The input/telemetry_config.yml file is encrypted during the execution of omnia.yml playbook. Use the below commands to edit the encrypted input files:

ansible-vault edit telemetry_config.yml --vault-password-file .telemetry_vault_key

Once you have executed discovery_provision.yml and has also provisioned the cluster, initiate telemetry on the cluster as part of omnia.yml, which configures the cluster with scheduler, storage and authentication using the below command.

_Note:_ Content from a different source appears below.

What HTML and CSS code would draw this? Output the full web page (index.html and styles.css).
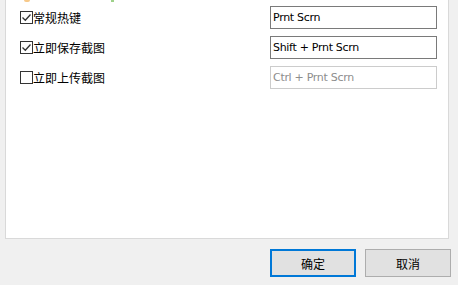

ansible-playbook omnia.yml -i inventory

Optionally, you can initiate only telemetry using the below command:

ansible-playbook telemetry.yml -i inventory

Note

  • To run the telemetry.yml playbook independently from the omnia.yml playbook on Intel Gaudi nodes, start by executing the performance_profile.yml playbook. Once that’s done, you can run the telemetry.yml playbook separately.

  • Depending on the type of telemetry initiated, include the following possible groups in the inventory:

    • omnia_telemetry: slurm_control_node, slurm_node, login, kube_control_plane, kube_node, etcd, auth_server

    • idrac_telemetry: idrac

    • k8s_telemetry on Prometheus: kube_control_plane, kube_node, etcd

  • If you would like a local backup of the timescaleDB used to store telemetry data, click here.

After initiation, new iDRACs can be added for idrac_telemetry acquisition by running the following commands:

ansible-playbook add_idrac_node.yml -i inventory

Modifying telemetry information

To modify how data is collected from the cluster, modify the variables in omnia/input/telemetry_config.yml and re-run the telemetry.yml playbook.

  • When omnia_telemetry_support is set to false, Omnia Telemetry Acquisition service will be stopped on all cluster nodes provided in the passed inventory.

  • When omnia_telemetry_support is set to true, Omnia Telemetry Acquisition service will be restarted on all cluster nodes provided in the passed inventory.

  • To start or stop the collection of regular metrics, health check metrics, or GPU metrics, update the values of collect_regular_metrics, collect_health_check_metrics, or collect_gpu_metrics. For a list of all metrics collected, click here.

Note

  • Currently, changing the grafana_username and grafana_password values is not supported via telemetry.yml.

  • The passed inventory should have an idrac group, if idrac_telemetry_support is true.

  • If omnia_telemetry_support is true, then the inventory should have OIM and cluster node groups (as specified in the sample files) along with optional login group.

  • If a subsequent run of telemetry.yml fails, the telemetry_config.yml file will be unencrypted.

To access the Grafana UI

Prerequisites

  • visualisation_support should be set to true when running telemetry.yml or omnia.yml.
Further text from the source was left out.